Embeddings are a way to represent various types of data, including text, images, and numerical values, as fixed-length vectors in a continuous space. When dealing with mixed data types—like categorical, numerical, and textual data—embeddings can effectively capture relationships and similarities between diverse types. To handle mixed data efficiently, embedding techniques can be employed for different data types, allowing the model to learn meaningful representations.
For categorical data, one common approach is to use one-hot encoding or learn embeddings directly from the categorical values. For instance, if you have a feature like "color" with values such as red, green, and blue, you can represent each color as a unique vector. Using learned embeddings helps in cases where you have many categories or when the categories have implicit relationships (e.g., red and pink are more similar than red and green). Numerical data can be slightly trickier, but normalizing these values to a common scale is usually the first step. This ensures they can be effectively combined with other types of embeddings.

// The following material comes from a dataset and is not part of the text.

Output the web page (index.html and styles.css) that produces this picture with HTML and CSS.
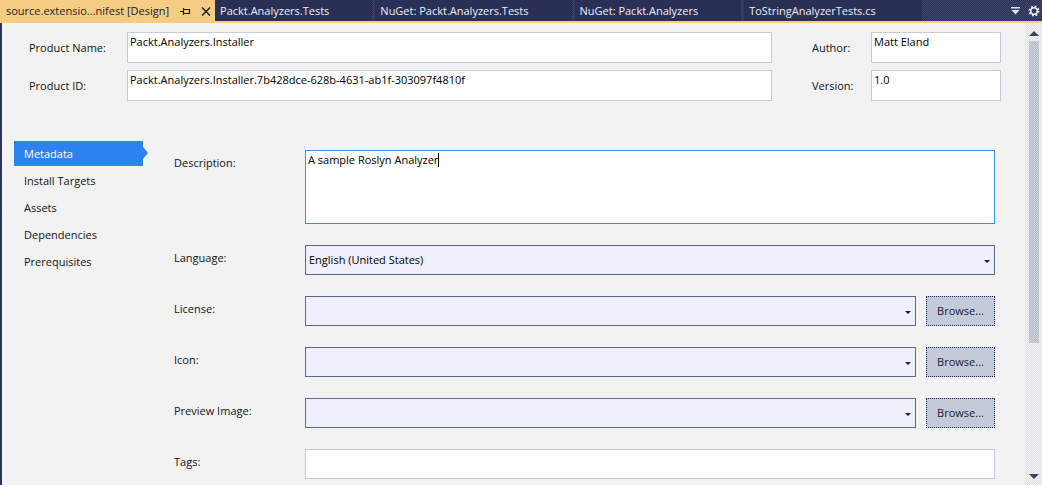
FILE: index.html
```html
<!DOCTYPE html>
<html>
<head>
<meta charset="utf-8">
<link rel="stylesheet" href="styles.css">
</head>
<body>
<div class="window">
  <div class="tabbar">
    <div class="tab tab-active">
      <span class="tab-title">source.extensio...nifest [Design]</span>
      <svg class="pin" width="11" height="9" viewBox="0 0 11 9"><path d="M0 4.5h3M3.5 1v7M3.5 2.5h6v4h-6" fill="none" stroke="#1e1e1e" stroke-width="1.2"/></svg>
      <svg class="close" width="10" height="9" viewBox="0 0 10 9"><path d="M1 0.5l8 8M9 0.5l-8 8" stroke="#1e1e1e" stroke-width="1.4"/></svg>
    </div>
    <div class="tab">Packt.Analyzers.Tests</div>
    <div class="tab">NuGet: Packt.Analyzers.Tests</div>
    <div class="tab">NuGet: Packt.Analyzers</div>
    <div class="tab tab-last">ToStringAnalyzerTests.cs</div>
    <div class="tab-spacer"></div>
    <div class="tab-tools">
      <svg width="9" height="8" viewBox="0 0 9 8"><path d="M0 0.75h9" stroke="#e6e8f2" stroke-width="1.5"/><path d="M0.5 3h8l-4 4.5z" fill="#e6e8f2"/></svg>
      <svg width="12" height="12" viewBox="0 0 12 12"><circle cx="6" cy="6" r="4.2" fill="none" stroke="#e6e8f2" stroke-width="2.6" stroke-dasharray="1.65 1.65"/><circle cx="6" cy="6" r="3.3" fill="none" stroke="#e6e8f2" stroke-width="1.6"/></svg>
    </div>
  </div>
  <div class="accent"></div>
  <div class="main">
    <div class="content">
      <div class="header">
        <div class="hlabel">Product Name:</div>
        <div class="box">Packt.Analyzers.Installer</div>
        <div class="hlabel hlabel-right">Author:</div>
        <div class="box">Matt Eland</div>
        <div class="hlabel">Product ID:</div>
        <div class="box">Packt.Analyzers.Installer.7b428dce-628b-4631-ab1f-303097f4810f</div>
        <div class="hlabel hlabel-right">Version:</div>
        <div class="box">1.0</div>
      </div>
      <div class="body">
        <ul class="nav">
          <li class="nav-item nav-active">Metadata</li>
          <li class="nav-item">Install Targets</li>
          <li class="nav-item">Assets</li>
          <li class="nav-item">Dependencies</li>
          <li class="nav-item">Prerequisites</li>
        </ul>
        <div class="form">
          <div class="flabel">Description:</div>
          <div class="textarea">A sample Roslyn Analyzer<span class="caret"></span></div>

          <div class="flabel">Language:</div>
          <div class="select select-wide">English (United States)<span class="arrow"></span></div>

          <div class="flabel">License:</div>
          <div class="pick">
            <div class="select"><span class="arrow"></span></div>
            <div class="button">Browse...</div>
          </div>

          <div class="flabel">Icon:</div>
          <div class="pick">
            <div class="select"><span class="arrow"></span></div>
            <div class="button">Browse...</div>
          </div>

          <div class="flabel">Preview Image:</div>
          <div class="pick">
            <div class="select"><span class="arrow"></span></div>
            <div class="button">Browse...</div>
          </div>

          <div class="flabel">Tags:</div>
          <div class="tags"></div>
        </div>
      </div>
    </div>
    <div class="scrollbar">
      <div class="sb-up"></div>
      <div class="sb-thumb"></div>
      <div class="sb-track"></div>
      <div class="sb-down"></div>
    </div>
  </div>
</div>
</body>
</html>
```
FILE: styles.css
```css
* { box-sizing: border-box; }
html, body { margin: 0; padding: 0; }
body {
  width: 1042px;
  height: 485px;
  overflow: hidden;
  font-family: "Open Sans", "Noto Sans", sans-serif;
  font-size: 11px;
  line-height: 16px;
  color: #141414;
  background: #f2f2f3;
}
.window { width: 1042px; height: 485px; display: flex; flex-direction: column; }

/* tab bar */
.tabbar {
  display: flex;
  height: 21px;
  flex: none;
  background: repeating-conic-gradient(#293052 0 25%, #3f4670 0 50%) 0 0 / 2px 2px;
}
.tab {
  background: #2a3055;
  color: #eceef8;
  padding: 0 43px 0 5px;
  margin-right: 3px;
  line-height: 21px;
  white-space: nowrap;
}
.tab-last { padding-right: 46px; }
.tab-active {
  background: #f5cc84;
  color: #1e1e1e;
  padding: 0 4px 0 6px;
  margin-right: 0;
  display: flex;
  align-items: center;
}
.tab-title { margin-right: 11px; }
.pin { margin-right: 10px; margin-top: 1px; }
.close { margin-top: 1px; }
.tab-spacer { flex: 1; }
.tab-tools {
  display: flex;
  align-items: center;
  gap: 8px;
  padding-right: 2px;
}
.accent { height: 2px; flex: none; background: #f5cc84; }

/* main */
.main { flex: 1; display: flex; min-height: 0; }
.content {
  flex: 1;
  border-left: 2px solid #2d3459;
  background: #f2f2f3;
}

.header {
  display: grid;
  grid-template-columns: 98px 645px 99px 130px;
  grid-auto-rows: 31px;
  row-gap: 7px;
  padding: 9px 0 0 27px;
  align-items: center;
}
.hlabel { color: #141414; }
.hlabel-right { padding-left: 40px; }
.box {
  height: 31px;
  background: #ffffff;
  border: 1px solid #c6ccd6;
  padding: 1px 2px;
  color: #000;
  font-size: 11px;
}

.body { display: flex; margin-top: 40px; }
.nav {
  list-style: none;
  margin: 0 0 0 12px;
  padding: 0;
  width: 134px;
  display: flex;
  flex-direction: column;
  gap: 2px;
}
.nav-item {
  width: 129px;
  height: 25px;
  line-height: 25px;
  padding-left: 10px;
  color: #141414;
}
.nav-active {
  position: relative;
  background: #2e82f0;
  color: #ffffff;
}
.nav-active::after {
  content: "";
  position: absolute;
  left: 129px;
  top: 6px;
  border-left: 5px solid #2e82f0;
  border-top: 6px solid transparent;
  border-bottom: 6px solid transparent;
}

.form {
  margin-left: 26px;
  margin-right: 30px;
  padding-top: 9px;
  flex: 1;
  display: grid;
  grid-template-columns: 131px 1fr;
  row-gap: 21px;
  align-items: start;
}
.flabel { padding-top: 5px; }
.textarea {
  height: 74px;
  background: #ffffff;
  border: 1px solid #3a8cf2;
  padding: 1px 2px;
  color: #000;
}
.caret {
  display: inline-block;
  width: 1px;
  height: 14px;
  background: #000;
  vertical-align: -3px;
}
.select {
  position: relative;
  height: 30px;
  line-height: 28px;
  background: #eef0fb;
  border: 1px solid #5f6790;
  padding-left: 3px;
  color: #000;
}
.pick .select { flex: 1; }
.arrow {
  position: absolute;
  right: 4px;
  top: 14px;
  border-top: 3px solid #1e1e1e;
  border-left: 3px solid transparent;
  border-right: 3px solid transparent;
}
.pick { display: flex; gap: 10px; }
.button {
  width: 69px;
  height: 30px;
  line-height: 28px;
  text-align: center;
  background: #c4cad7;
  border: 1px dotted #1f2756;
  color: #141a3a;
}
.tags {
  height: 30px;
  background: #ffffff;
  border: 1px solid #c6ccd6;
}

/* scrollbar */
.scrollbar {
  width: 17px;
  flex: none;
  display: flex;
  flex-direction: column;
  align-items: center;
  background: repeating-conic-gradient(#dfe0e6 0 25%, #f4f4f6 0 50%) 0 0 / 2px 2px;
}
.sb-up {
  margin-top: 8px;
  border-bottom: 5px solid #3a4066;
  border-left: 5px solid transparent;
  border-right: 5px solid transparent;
}
.sb-thumb {
  margin-top: 5px;
  width: 10px;
  height: 302px;
  background: repeating-conic-gradient(#b4b8c6 0 25%, #d2d4de 0 50%) 0 0 / 2px 2px;
}
.sb-track { flex: 1; }
.sb-down {
  margin-bottom: 6px;
  border-top: 5px solid #3a4066;
  border-left: 5px solid transparent;
  border-right: 5px solid transparent;
}
```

Once the embeddings for each data type are created, they can be concatenated or combined using various techniques such as weighted averaging or more complex methods like attention mechanisms. This allows the model to consider all the features simultaneously. For example, in a recommendation system, you might use embeddings for user profiles (textual data), items (categorical data), and ratings (numerical data) to generate a unified representation that accurately predicts user preferences. By effectively managing mixed data types through embeddings, models can leverage the rich information available from different data sources, leading to better performance.